Open JIBSIL opened 5 months ago
@JIBSIL What's the generation speed without Unsloth in Kaggle? Also why 150/? Shouldn't it be len(output)/?
@JIBSIL What's the generation speed without Unsloth in Kaggle? Also why 150/? Shouldn't it be len(output)/?
Ah yes, thank you for that; I originally was only generating 150 tokens. However, running the same code now yields this output:
---------------------------------------------------------------------------
AttributeError Traceback (most recent call last)
Cell In[6], line 3
1 import time
----> 3 FastLanguageModel.for_inference(model) # Enable native 2x faster inference
5 time_initial = time.time()
7 inputs = tokenizer(
8 [
9 alpaca_prompt.format(
(...)
13 )
14 ], return_tensors = "pt").to("cuda")
File /opt/conda/lib/python3.10/site-packages/unsloth/models/llama.py:1604, in FastLlamaModel.for_inference(model)
1601 pass
1603 # Also check if lm_head / embeddings are trained
-> 1604 lm_head = getattr(model, "model", model).lm_head.weight
1605 device_type = lm_head.device.type
1606 dtype = model.config.torch_dtype
File /opt/conda/lib/python3.10/site-packages/torch/nn/modules/module.py:1688, in Module.__getattr__(self, name)
1686 if name in modules:
1687 return modules[name]
-> 1688 raise AttributeError(f"'{type(self).__name__}' object has no attribute '{name}'")

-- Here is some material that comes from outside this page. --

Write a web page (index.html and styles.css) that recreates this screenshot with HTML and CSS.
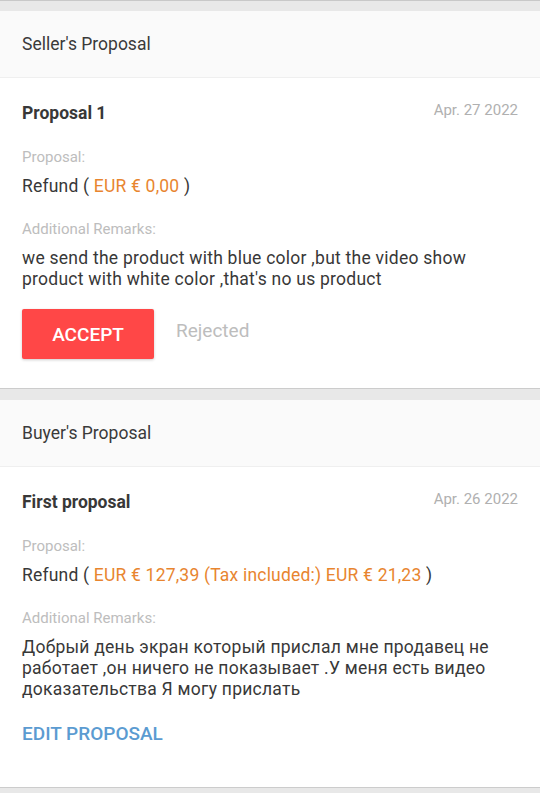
FILE: index.html
```html
<!DOCTYPE html>
<html>
<head>
    <meta charset="utf-8">
    <link rel="stylesheet" href="styles.css">
</head>
<body>
    <!-- Seller's proposal -->
    <div class="section">
        <div class="section-header">Seller's Proposal</div>
        <div class="card">
            <div class="title-row">
                <span class="title">Proposal 1</span>
                <span class="date">Apr. 27 2022</span>
            </div>
            <div class="label">Proposal:</div>
            <div class="value">Refund ( <span class="amount">EUR € 0,00</span> )</div>
            <div class="label label-remarks">Additional Remarks:</div>
            <div class="remarks">we send the product with blue color ,but the video show product with white color ,that's no us product</div>
            <div class="actions">
                <button class="accept-button">ACCEPT</button>
                <span class="status">Rejected</span>
            </div>
        </div>
    </div>

    <!-- Buyer's proposal -->
    <div class="section">
        <div class="section-header">Buyer's Proposal</div>
        <div class="card">
            <div class="title-row">
                <span class="title">First proposal</span>
                <span class="date">Apr. 26 2022</span>
            </div>
            <div class="label">Proposal:</div>
            <div class="value">Refund ( <span class="amount">EUR € 127,39 (Tax included:) EUR € 21,23</span> )</div>
            <div class="label label-remarks">Additional Remarks:</div>
            <div class="remarks">Добрый день экран который прислал мне продавец не работает ,он ничего не показывает .У меня есть видео доказательства Я могу прислать</div>
            <div class="actions">
                <button class="edit-button">EDIT PROPOSAL</button>
            </div>
        </div>
    </div>
</body>
</html>
```

FILE: styles.css
```css
body {
    margin: 0;
    background-color: #e8e8e8;
    border-top: 1px solid #c8c8c8;
    font-family: Roboto, "Noto Sans", sans-serif;
    color: #383838;
}

.section {
    margin-top: 10px;
}

.section + .section {
    margin-top: 11px;
}

.section-header {
    background-color: #fafafa;
    height: 66px;
    line-height: 67px;
    padding: 0 22px;
    font-size: 17.5px;
    color: #3a3a3a;
    border-bottom: 1px solid #efefef;
}

.card {
    background-color: #ffffff;
    padding: 24px 22px 29px 22px;
    border-bottom: 1px solid #cccccc;
}

.title-row {
    display: flex;
    justify-content: space-between;
    align-items: center;
    height: 22px;
}

.title {
    font-size: 17.5px;
    font-weight: bold;
    color: #383838;
}

.date {
    font-size: 15px;
    color: #b0b0b0;
    margin-top: -6px;
}

.label {
    font-size: 15px;
    line-height: 20px;
    color: #bdbdbd;
    margin-top: 23px;
}

.label-remarks {
    margin-top: 22px;
}

.value {
    font-size: 17.5px;
    line-height: 22px;
    letter-spacing: 0.2px;
    margin-top: 8px;
    color: #383838;
}

.amount {
    color: #e8852f;
}

.remarks {
    font-size: 17.5px;
    line-height: 21px;
    letter-spacing: 0.25px;
    margin-top: 9px;
    color: #383838;
}

.actions {
    display: flex;
    align-items: flex-start;
    margin-top: 19px;
}

.accept-button {
    width: 132px;
    height: 50px;
    background-color: #ff4747;
    color: white;
    font-family: Roboto, sans-serif;
    font-weight: 500;
    font-size: 19px;
    border: none;
    border-radius: 2px;
    box-shadow: 0 1px 3px rgba(0, 0, 0, 0.2);
    padding-top: 2px;
}

.status {
    margin-left: 22px;
    margin-top: 10px;
    font-size: 19px;
    color: #bdbdbd;
}

.edit-button {
    height: 50px;
    margin-top: -11px;
    padding: 0;
    background: none;
    border: none;
    font-family: Roboto, sans-serif;
    font-weight: 500;
    font-size: 19px;
    color: #5b9bd1;
}
```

AttributeError: 'GemmaModel' object has no attribute 'lm_head'
Not sure what the issue could be. When I remove this line:
FastLanguageModel.for_inference(model) # Enable native 2x faster inference
it crashes the kernel.
@JIBSIL Whoops my bad - I think I fixed it now!
Great - Seems to be working! But now, the model is spamming the <bos>
token when asked to make a longer generation-
Here's a pastebin of the log as Github won't let me post <bos>
into a code block https://pastes.io/pawpw2voog
However Mistral works perfectly with the same prompt.
Great - Seems to be working! But now, the model is spamming the
<bos>
token when asked to make a longer generation-Here's a pastebin of the log as Github won't let me post
<bos>
into a code block https://pastes.io/pawpw2voogHowever Mistral works perfectly with the same prompt.
I also have the same problem with almost all the models... I have put aside the interest in Unsloth until the community finds the issue and it's fixed.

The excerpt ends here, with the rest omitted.